PGDATA="/var/lib/postgresql/9.0/data"

# Options to pass to PostgreSQL's initdb.

PG_INITDB_OPTS="--locale=pl_PL.UTF-8"

# PostgreSQL User

PGUSER="postgres"

# Which port and socket to bind PostgreSQL

PGPORT="5432"

# Extra options to run postmaster with, e.g.:

# -N is the maximal number of client connections

# -B is the number of shared buffers and has to be at least 2x the value for -N

# Please read the man-page to postmaster for more options. Many of

# these options can be set directly in the configuration file.

#PGOPTS="-N 512 -B 1024"

# Allow *_TIMEOUT to run its course.

# Can be overriden by changing to '-W' (capital W)

WAIT_FOR_START="-w"

WAIT_FOR_STOP="-w"

# How long to wait for server to start in seconds

START_TIMEOUT=60

# Ignore new connections and wait for clients to disconnect from server before

# shutting down.

# Set NICE_QUIT to "NO" to disable. NICE_TIMEOUT in seconds.

NICE_QUIT="YES"

NICE_TIMEOUT=60

# Forecfully disconnect clients from server and shut down.
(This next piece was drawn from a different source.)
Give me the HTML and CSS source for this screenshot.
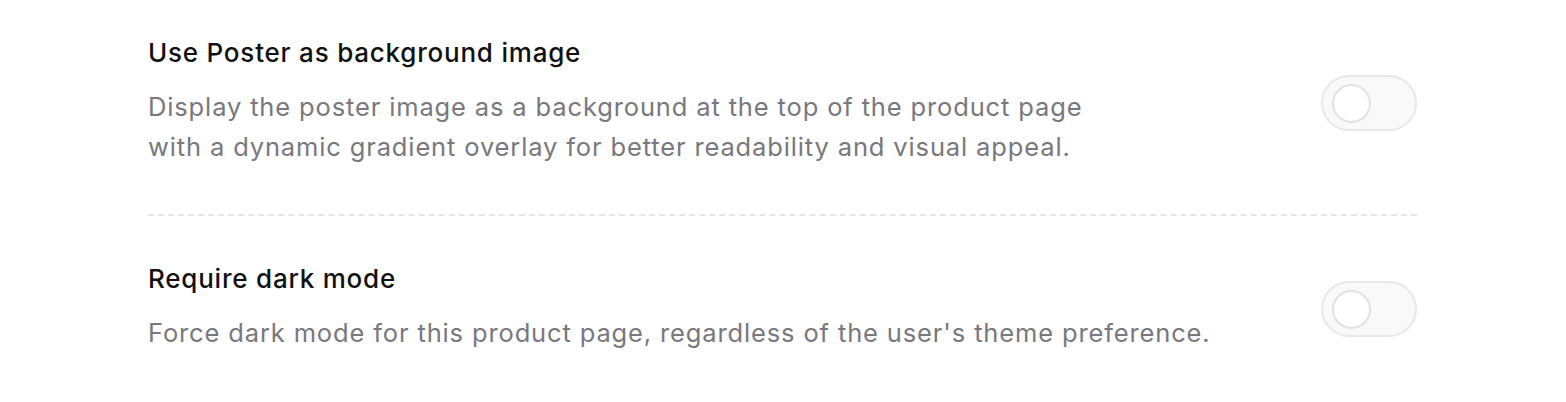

This is performed

# after NICE_QUIT. Terminating a client results in a rollback of open

# transactions for that client.

# Set RUDE_QUIT to "NO" to disable. RUDE_TIMEOUT in seconds.

RUDE_QUIT="YES"

RUDE_TIMEOUT=30

# If the server still fails to shutdown, you can force it to quit by setting

# this to yes and a recover-run will execute on the next startup.

# Set FORCE_QUIT to "YES" to enable. FORCE_TIMEOUT in seconds.

FORCE_QUIT="NO"

FORCE_TIMEOUT=2

# Pass extra environment variables. If you have to export environment variables

# for the database process, this can be done here.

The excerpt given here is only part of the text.